The results of action research are usually narratives of the actions and experiences o f those who participated in this method. To avoid the subjectivity of this method, Heikkinen, Huttunen, and Syrjala (2007) proposed five principles in validating the findings of action research. These principles include the following: (1) recognition of the past events that led to such situations; (2) recognizing that the process is reflexive; (3) analyzing the dialectic process used in processing the story; (4) good practices are generated; and (5) the usefulness of these practices.

Action Research for Burnout: Sample and Methodology

            In conducting action research, the researcher will observe two main variables related to burnout: job demands and job resources. It will observe a group of teachers in the school and look at their habits and their actions that may contribute or discourage the occurrence of burnout. Their actions shall be noted down while there are teaching and these actions will be put in a table for better presentation and analysis. Prior to the start of this method, however, the actions, which shall be the items for observation, shall be listed down. As the research continues, the researcher will take careful note of the actions and practices of these teachers, together with their perceptions of what they are doing. This way, a total understanding of the actions and perceptions of the teachers shall be gathered.

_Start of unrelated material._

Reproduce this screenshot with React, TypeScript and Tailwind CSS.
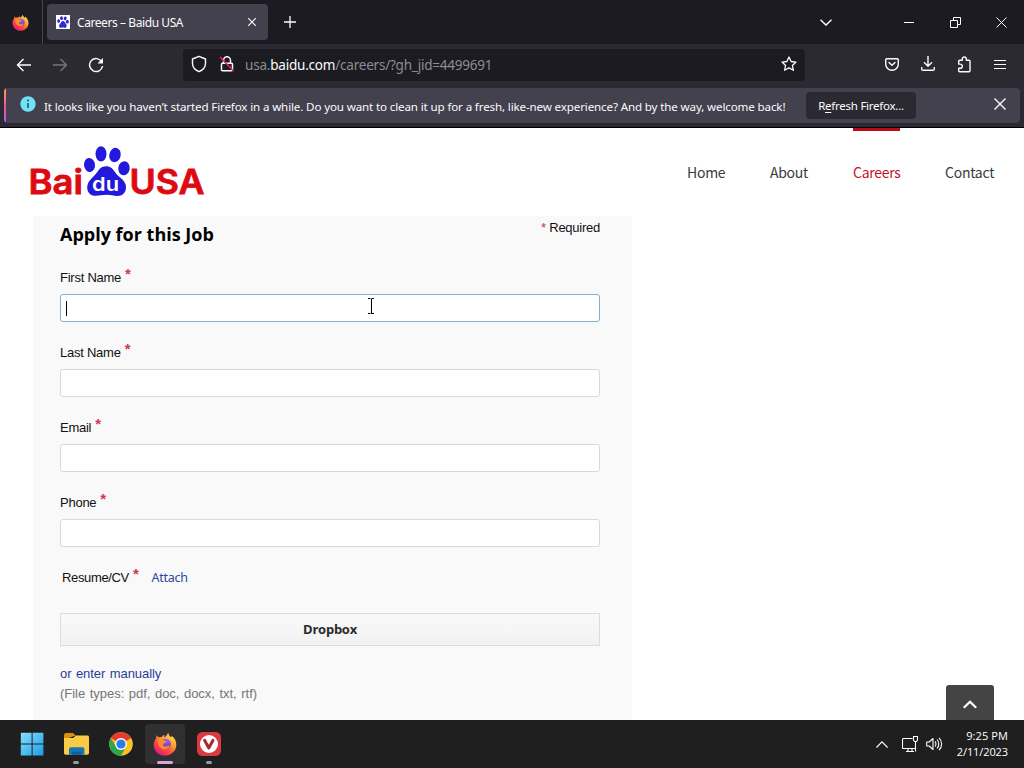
import React from 'react';

const fields = [
  { id: 'first_name', label: 'First Name', focused: true },
  { id: 'last_name', label: 'Last Name', focused: false },
  { id: 'email', label: 'Email', focused: false },
  { id: 'phone', label: 'Phone', focused: false },
];

const navItems = [
  { text: 'Home', width: 'w-[38px]' },
  { text: 'About', width: 'w-[38px]' },
  { text: 'Careers', width: 'w-[47px]', active: true },
  { text: 'Contact', width: 'w-[49px]' },
];

function FirefoxLogo({ size, id }: { size: number; id: string }) {
  return (
    <svg width={size} height={size} viewBox="0 0 24 24" className="shrink-0">
      <defs>
        <linearGradient id={`${id}-body`} x1="0.85" y1="0.1" x2="0.2" y2="0.95">
          <stop offset="0" stopColor="#ffe14a" />
          <stop offset="0.35" stopColor="#ff9a2e" />
          <stop offset="0.65" stopColor="#ff4a3d" />
          <stop offset="1" stopColor="#e31587" />
        </linearGradient>
        <linearGradient id={`${id}-globe`} x1="0.5" y1="0" x2="0.5" y2="1">
          <stop offset="0" stopColor="#a35cf0" />
          <stop offset="1" stopColor="#5b3fc4" />
        </linearGradient>
      </defs>
      <path
        d="M15.2.6c.2 2.1 1.2 3.3 2.8 4.7.5-.4.7-.9.7-1.5 3.1 2.3 4.7 5.600 4.600 9.200C23.200 19 18.300 23.600 12 23.600S.7 19 .7 12.900c0-2.900 1-5 2.300-6.500 0-.9.1-2.200.8-3.200.4 1 .9 1.600 1.600 2.100 1-.3 2.100-.3 3 0C9.600 3.700 10.500 3.200 11.700 3c-.5.8-.7 1.500-.5 2.300 1.300-.3 3-1.900 4-4.700z"
        fill={`url(#${id}-body)`}
      />
      <circle cx="12.600" cy="12" r="5.300" fill={`url(#${id}-globe)`} />
      <path
        d="M4.400 7.500c2.400-1.200 4.900-.8 6.800.9 1.500.2 2.400.8 2.200 1.600-.4 1-2.600.8-3.200 2-.7 1.500 1.100 3 3 2.600 1.500-.3 2.100-1.200 3.400-.7-.8 2.500-3.200 3.800-5.600 3.400C6.800 16.700 4.300 13 4.400 7.500z"
        fill="#ff8a2b"
      />
    </svg>
  );
}

function Paw() {
  return (
    <g>
      <ellipse cx="11" cy="31" rx="6" ry="7.500" transform="rotate(-8 11 31)" />
      <ellipse cx="23" cy="19" rx="6" ry="8" />
      <ellipse cx="38" cy="20" rx="6" ry="8" transform="rotate(12 38 20)" />
      <ellipse cx="47" cy="34" rx="6.500" ry="7.500" transform="rotate(15 47 34)" />
    </g>
  );
}

function BaiduLogo() {
  return (
    <svg width="184" height="60" viewBox="25 145 184 60">
      <g fill="#dd0a12" stroke="#dd0a12" strokeWidth="0.800" fontFamily="Inter, sans-serif" fontWeight="600">
        <text x="28.500" y="194" fontSize="34" textLength="54.500" lengthAdjust="spacingAndGlyphs">Bai</text>
        <text x="129.500" y="194" fontSize="34" textLength="75" lengthAdjust="spacingAndGlyphs">USA</text>
      </g>
      <g fill="#2319dc">
        <ellipse cx="89.500" cy="165" rx="5.500" ry="7" transform="rotate(-8 89.500 165)" />
        <ellipse cx="101" cy="153.800" rx="5.500" ry="7.600" />
        <ellipse cx="115" cy="155" rx="5.700" ry="7.200" transform="rotate(12 115 155)" />
        <ellipse cx="124" cy="168.300" rx="5.700" ry="7" transform="rotate(8 124 168.300)" />
        <path d="M106 166.300c4.500 0 7 2.700 9.500 6.500 3 4.500 10.500 7.500 10.500 14.500 0 5.600-3.700 8.700-8.500 8.700-4 0-6.500-1.200-11-1.200s-6.500 1-11 1c-5 0-8.300-3.300-8.300-8.300 0-6.500 6-9.800 9.500-14.700 2.600-3.700 4.800-6.500 9.300-6.500z" />
      </g>
      <text x="92" y="191" fontSize="18.500" textLength="27" lengthAdjust="spacingAndGlyphs" fill="#fff" fontFamily="Inter, sans-serif" fontWeight="600">du</text>
    </svg>
  );
}

function TabBar() {
  return (
    <div className="flex h-11 items-center bg-[#1c1b22] text-[#fbfbfe]">
      <div className="flex h-full w-[43px] items-center border-r border-[#46454d] pl-3">
        <FirefoxLogo size={17} id="ff-small" />
      </div>
      <div className="ml-1 flex h-9 w-[221px] items-center rounded bg-[#42414d] pr-[11px] pl-[9px]">
        <svg width="14" height="14" viewBox="0 0 58 58" className="bg-white" fill="#2b2bd0">
          <g transform="translate(0 -6)"><Paw /></g>
          <path d="M28 25c7 0 8 5 12 10 8 8 4 19-4 18-6-1-9-1-14 0-9 1-13-10-5-17 5-5 5-11 11-11z" />
        </svg>
        <span className="mt-0.5 ml-[7px] flex-1 font-['Noto_Sans'] text-[12px] tracking-[-0.42px] whitespace-nowrap">Careers – Baidu USA</span>
        <svg width="10" height="10" viewBox="0 0 10 10" stroke="currentColor" strokeWidth="1.100">
          <path d="M1.200 1.200l7.600 7.600M8.800 1.200L1.200 8.800" />
        </svg>
      </div>
      <svg width="12" height="12" viewBox="0 0 12 12" stroke="currentColor" strokeWidth="1.300" className="ml-4">
        <path d="M6 0v12M0 6h12" />
      </svg>
      <div className="ml-auto flex items-center pr-[17px]">
        <svg width="12" height="7" viewBox="0 0 12 7" fill="none" stroke="currentColor" strokeWidth="1.400">
          <path d="M.5.700L6 6.100 11.500.700" />
        </svg>
        <span className="ml-[72px] h-px w-[10px] bg-white" />
        <svg width="11" height="11" viewBox="0 0 11 11" fill="none" stroke="currentColor" className="ml-9">
          <path d="M.5 3.500h7v7h-7zM3.500 3.500v-3h7v7h-3" />
        </svg>
        <svg width="11" height="11" viewBox="0 0 11 11" stroke="currentColor" className="ml-[35px]">
          <path d="M.5.500l10 10M10.500.500l-10 10" />
        </svg>
      </div>
    </div>
  );
}

function Toolbar() {
  return (
    <div className="flex h-11 items-center bg-[#2b2a33] pb-[3px] text-[#fbfbfe]">
      <svg width="16" height="14" viewBox="0 0 16 14" fill="none" stroke="currentColor" strokeWidth="1.400" className="ml-4">
        <path d="M15 7H1.500M7.500 1l-6 6 6 6" />
      </svg>
      <svg width="16" height="14" viewBox="0 0 16 14" fill="none" stroke="#77767e" strokeWidth="1.400" className="ml-5">
        <path d="M1 7h13.500M8.500 1l6 6-6 6" />
      </svg>
      <svg width="16" height="16" viewBox="0 0 16 16" fill="none" stroke="currentColor" strokeWidth="1.500" className="ml-5">
        <path d="M13.800 5A6.500 6.500 0 1 0 14.500 9" />
        <path d="M9.500 6.500h5.500V1z" fill="currentColor" stroke="none" />
      </svg>
      <div className="ml-[79px] flex h-8 w-[622px] items-center rounded bg-[#1c1b22] pr-2 pl-2">
        <svg width="16" height="18" viewBox="0 0 16 18" fill="none" stroke="currentColor" strokeWidth="1.400" strokeLinejoin="round" className="-mt-px">
          <path d="M8 1.300L14.500 4v4.500c0 3.500-2.500 6.500-6.500 8.200-4-1.700-6.500-4.700-6.500-8.200V4z" />
        </svg>
        <svg width="16" height="16" viewBox="0 0 16 16" fill="none" stroke="currentColor" strokeWidth="1.500" className="-mt-px ml-3">
          <path d="M4.500 7V4.200a3.500 3.500 0 0 1 7 0V7M3.500 7.200h9c.6 0 1 .4 1 1v5.600c0 .6-.4 1-1 1h-9c-.6 0-1-.4-1-1V8.200c0-.6.4-1 1-1z" />
          <path d="M1 1l13.500 14" stroke="#e22850" />
        </svg>
        <span className="mt-0.5 ml-[10px] flex-1 font-['Noto_Sans'] text-[13.5px] tracking-[-0.21px] whitespace-nowrap text-[#8d8c94]">
          usa.<span className="text-[#fbfbfe]">baidu.com</span>/careers/?gh_jid=4499691
        </span>
        <svg width="16" height="16" viewBox="0 0 16 16" fill="none" stroke="currentColor" strokeWidth="1.300" strokeLinejoin="round" className="-mt-px">
          <path d="M8 1l2.100 4.500 4.900.6-3.600 3.300 1 4.900L8 11.900l-4.400 2.400 1-4.900L1 6.100l4.900-.6z" />
        </svg>
      </div>
      <div className="ml-auto flex items-center pr-[18px]">
        <svg width="14" height="13" viewBox="0 0 14 13" fill="none" stroke="currentColor" strokeWidth="1.400" strokeLinecap="round" strokeLinejoin="round">
          <path d="M1.700.8h10.600c.6 0 1 .4 1 1V6A6.300 6.300 0 0 1 .7 6V1.800c0-.6.4-1 1-1zM4 4.500l3 2.800 3-2.800" />
        </svg>
        <svg width="14" height="15" viewBox="0 0 14 15" fill="none" stroke="currentColor" strokeWidth="1.400" className="-mt-0.5 ml-[22px]">
          <path d="M7 0v10M3 6.300l4 3.900 4-3.900M.7 11v2c0 .7.500 1.200 1.200 1.200h10.200c.7 0 1.200-.5 1.200-1.200v-2" />
        </svg>
        <svg width="15" height="17" viewBox="0 0 15 17" fill="none" stroke="currentColor" strokeWidth="1.400" strokeLinejoin="round" className="-mt-px ml-[22px]">
          <path d="M1.700 8V5.300c0-.6.4-1 1-1h2.600V3a2 2 0 0 1 4 0v1.300H12c.6 0 1 .4 1 1v9.500c0 .6-.4 1-1 1H2.700c-.6 0-1-.4-1-1v-2.500h1.500a2.100 2.100 0 0 0 0-4.200z" />
        </svg>
        <svg width="12" height="11" viewBox="0 0 12 11" stroke="currentColor" className="-mt-px ml-[22px]">
          <path d="M0 1.500h12M0 5.500h12M0 9.500h12" strokeWidth="1.200" />
        </svg>
      </div>
    </div>
  );
}

function NotificationBar() {
  return (
    <div className="h-10 border-b border-black bg-[#2b2a33] px-1">
      <div className="flex h-[35px] items-center overflow-hidden rounded bg-[#42414d] text-[#fbfbfe]">
        <span className="h-full w-0.5 bg-linear-to-b from-[#ff9f4a] via-[#f0558a] to-[#a259f0]" />
        <svg width="16" height="16" viewBox="0 0 16 16" className="-mt-1 ml-[14px]">
          <circle cx="8" cy="8" r="7.700" fill="#6fe3f5" />
          <path d="M8 7v5" stroke="#2b4a58" strokeWidth="1.500" />
          <circle cx="8" cy="4.600" r="1" fill="#2b4a58" />
        </svg>
        <span className="mt-0.5 ml-2 w-[762px] font-['Noto_Sans'] text-[11.6px] tracking-[-0.14px] whitespace-nowrap">
          It looks like you haven’t started Firefox in a while. Do you want to clean it up for a fresh, like-new experience? And by the way, welcome back!
        </span>
        <button className="h-[27px] w-[110px] rounded bg-[#2b2a33] font-['Noto_Sans'] text-[11.5px] tracking-[-0.25px] whitespace-nowrap">
          R<span className="underline underline-offset-2">e</span>fresh Firefox...
        </button>
        <svg width="12" height="12" viewBox="0 0 12 12" stroke="currentColor" strokeWidth="1.400" className="-mt-1 mr-[14px] ml-auto">
          <path d="M.5.500l11 11M11.500.500l-11 11" />
        </svg>
      </div>
    </div>
  );
}

function SiteHeader() {
  return (
    <header className="flex h-[88px] justify-between bg-white pr-[30px] pl-[25px]">
      <div className="pt-[17px]"><BaiduLogo /></div>
      <nav className="flex gap-[45px] font-['Noto_Sans_CJK_SC'] text-[14px] tracking-[-0.27px]">
        {navItems.map(({ text, width, active }) => (
          <a
            key={text}
            className={`${width} border-t-[3px] pt-[31px] leading-5 ${active ? 'border-[#b80d18] text-[#c4141c]' : 'border-transparent text-[#3a3a3a]'}`}
          >
            {text}
          </a>
        ))}
      </nav>
    </header>
  );
}

function Required() {
  return <span className="relative -top-0.5 ml-1 text-[15px] leading-none font-bold text-[#cf3a50]">*</span>;
}

function ApplicationForm() {
  return (
    <form className="relative ml-[33px] h-[504px] w-[599px] bg-[#f9f9f9] pr-8 pl-[27px] font-['Liberation_Sans'] text-[13px] tracking-[-0.25px] text-[#111]">
      <div className="flex h-[52px] justify-between">
        <h2 className="font-['Open_Sans'] text-[18px] leading-9 font-bold tracking-normal text-black">Apply for this Job</h2>
        <span className="leading-6"><span className="text-[#b0404a]">*</span> Required</span>
      </div>
      {fields.map(({ id, label, focused }) => (
        <div key={id} className="h-[75px]">
          <label htmlFor={id} className="flex h-[26px] leading-5">{label}<Required /></label>
          <div
            id={id}
            className={`flex h-7 items-center rounded-[3px] border bg-white pl-[5px] ${focused ? 'border-[#7fb1d0]' : 'border-[#d9d9d9]'}`}
          >
            {focused && <span className="h-[15px] w-px bg-black" />}
          </div>
        </div>
      ))}
      <div className="flex h-[45px] pl-0.5 leading-5">
        <span className="tracking-[-0.35px]">Resume/CV</span><Required />
        <a className="ml-[13px] font-['Noto_Sans'] text-[12.5px] text-[#2a479f]">Attach</a>
      </div>
      <button type="button" className="block h-[33px] w-full border border-[#dcdcdc] bg-linear-to-b from-[#f9f9f9] to-[#f2f2f2] font-['Open_Sans'] text-[13px] font-bold text-[#2b2b2b]">
        Dropbox
      </button>
      <div className="mt-[18px] leading-5 tracking-[-0.03px] [word-spacing:1px]">
        <a className="block tracking-[-0.07px] text-[#1f3f9b]">or enter manually</a>
        <p className="text-[#757575]">(File types: pdf, doc, docx, txt, rtf)</p>
      </div>
      {/* text cursor */}
      <svg width="8" height="17" viewBox="0 0 8 17" fill="none" stroke="#000" className="absolute top-[82px] left-[334px]">
        <path d="M1 .5h2.500M4.500 .5h2.500M4.500 1v15M1 15.500h2.500M4.500 15.500h2.500" />
      </svg>
    </form>
  );
}

function Taskbar() {
  return (
    <div className="flex h-12 items-center bg-[#1f1f20] text-white">
      <svg width="24" height="24" viewBox="0 0 24 24" className="ml-5">
        <defs>
          <linearGradient id="win" x1="0" y1="0" x2="24" y2="24" gradientUnits="userSpaceOnUse">
            <stop stopColor="#8be3fb" />
            <stop offset="1" stopColor="#189be8" />
          </linearGradient>
        </defs>
        <path d="M.8.800h10.800v10.800H.8zM12.600.800h10.800v10.800H12.600zM.8 12.600h10.800v10.800H.8zM12.600 12.600h10.800v10.800H12.600z" fill="url(#win)" />
      </svg>
      <div className="relative ml-5 flex h-10 w-[25px] items-center">
        <svg width="25" height="24" viewBox="0 0 25 24">
          <path d="M0 3.500C0 2 .8 1 2 1h7l3 3h-2L0 8z" fill="#d9920f" />
          <path d="M0 6h9l3-2.500h11.500c.8 0 1.500.7 1.500 1.500v16c0 1-.8 1.700-1.700 1.700H1.700C.8 22.700 0 22 0 21z" fill="#fccb45" />
          <path d="M5 22.700V17c0-1 .8-1.700 1.700-1.700h12c.9 0 1.700.7 1.700 1.700v5.700z" fill="#1478b8" />
          <path d="M8 22.700v-3h9.500v3z" fill="#0d5c9c" />
        </svg>
        <span className="absolute bottom-0 left-[9px] h-[3px] w-1.5 rounded-full bg-[#9a9a9a]" />
      </div>
      <svg width="24" height="24" viewBox="0 0 24 24" className="ml-5">
        <circle cx="12" cy="12" r="11.800" fill="#fcc31e" />
        <path d="M12 12L1.800 6.100A11.800 11.800 0 0 1 22.200 6.100z" fill="#e33b2e" />
        <path d="M1.800 6.100A11.800 11.800 0 0 0 12 23.800L17 15 7 14.800z" fill="#2da44e" />
        <circle cx="12" cy="12" r="5.900" fill="#fff" />
        <circle cx="12" cy="12" r="4.600" fill="#2b7be9" />
      </svg>
      <div className="relative ml-3 flex h-10 w-10 items-center justify-center rounded bg-[#303031]">
        <FirefoxLogo size={24} id="ff-task" />
        <span className="absolute bottom-0 left-3 h-[3px] w-4 rounded-full bg-[#d5a5df]" />
      </div>
      <div className="relative ml-3 flex h-10 w-6 items-center">
        <svg width="24" height="24" viewBox="0 0 24 24">
          <rect width="24" height="24" rx="5.500" fill="#d9393f" />
          <circle cx="12" cy="12" r="9" fill="#fff" />
          <path d="M7.600 8.300l4.200 7.700 4.200-7.700" fill="none" stroke="#a52a35" strokeWidth="3" strokeLinecap="round" strokeLinejoin="round" />
        </svg>
        <span className="absolute bottom-0 left-[9px] h-[3px] w-1.5 rounded-full bg-[#9a9a9a]" />
      </div>
      <div className="ml-auto flex items-center pr-4">
        <svg width="12" height="7" viewBox="0 0 12 7" fill="none" stroke="currentColor" strokeWidth="1.200">
          <path d="M.4 6.500L6 .9l5.600 5.600" />
        </svg>
        <svg width="17" height="17" viewBox="0 0 17 17" fill="none" stroke="currentColor" strokeWidth="1.100" className="ml-[14px]">
          <path d="M10.500 2.500H1.500c-.5 0-1 .4-1 1v8.200c0 .5.500.8 1 .8H13.500V6.500M4 15.500h8M6 12.500v3M10 12.500v3M11.500.500h4v3.500l-1 1.500h-2l-1-1.500zM13.500 5.500v10" />
        </svg>
        <svg width="17" height="14" viewBox="0 0 17 14" fill="none" stroke="currentColor" strokeWidth="1.100" strokeLinejoin="round" className="ml-[7px]">
          <path d="M.7 5v4h2.500L7 12.500v-11L3.200 5zM9 4.500c1.300 1.300 1.300 3.700 0 5M11 2.700c2.400 2.300 2.400 6.300 0 8.600M13 .9c3.500 3.300 3.500 8.900 0 12.200" />
        </svg>
        <div className="ml-3 w-[53px] text-right font-['Open_Sans'] text-[11px] leading-4 whitespace-nowrap">
          <div className="tracking-[0.1px]">9:25 PM</div>
          <div className="tracking-[-0.1px]">2/11/2023</div>
        </div>
      </div>
    </div>
  );
}

function App() {
  return (
    <div className="h-[768px] w-[1024px] overflow-hidden bg-white">
      <TabBar />
      <Toolbar />
      <NotificationBar />
      <main className="relative h-[592px] overflow-hidden bg-white">
        <SiteHeader />
        <ApplicationForm />
        {/* back to top */}
        <button className="absolute right-[30px] bottom-0 flex h-[35px] w-12 items-center justify-center rounded-t-[3px] bg-[#444]">
          <svg width="14" height="9" viewBox="0 0 14 9" fill="none" stroke="#fff" strokeWidth="2.200" className="mt-1">
            <path d="M.8 7.800L7 1.700l6.200 6.100" />
          </svg>
        </button>
      </main>
      <Taskbar />
    </div>
  );
}

export default App;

Action Research: Analysis and Resolution

            A narrative of the actions and practices of the teachers will be prepared for this project. Through these narratives, the particular actions of teachers will be observed at a more personal level. Those actions that contribute to the occurrence of burnout will be noted and highlighted. After this, particular methods of solving or lessening the impact of burnout will be identified. Such action solutions should be practicable and easy enough to follow. These actions will also be based on the teachers’ perceptions and present set of actions. Through the identification of these actions, it is hoped that the issue of burnout among teachers will be lessened.


Barcuh-Feldman, C., Brondolo, E., Ben-Dayan, D. & Schwartz, J. (2002). Sources of Social Support and Burnout, Job Satisfaction, and Productivity. Journal of Occupational Health Psychology, 7 (1), 84-93.

Demerouti, E., Bakker, A. B., Nachreiner, F., & Schaufeli, W. B. (2001). The Job Demands-Resources Model of Burnout. Journal of Applied Psychology, 86 (3), 499-512.

Freudenberger, H. K. (1974). Staff Burnout. Journal of Social Issues, 30(1), 159-165.

Heikkinen, H. L. T., Huttunen, R., & Syrjala, L. (2007). Action Research as Narrative: Five Principles for Validation. Education Action Research, 15 (1), 5-19.

Reason, P. & Bradbury, H. (2001) Handbook of Action Research. London: Sage.

Torbert, W. (2004). Action Inquiry: The Secret of Timely and Transforming Leadership. California: Berrett-Koehler Publishers.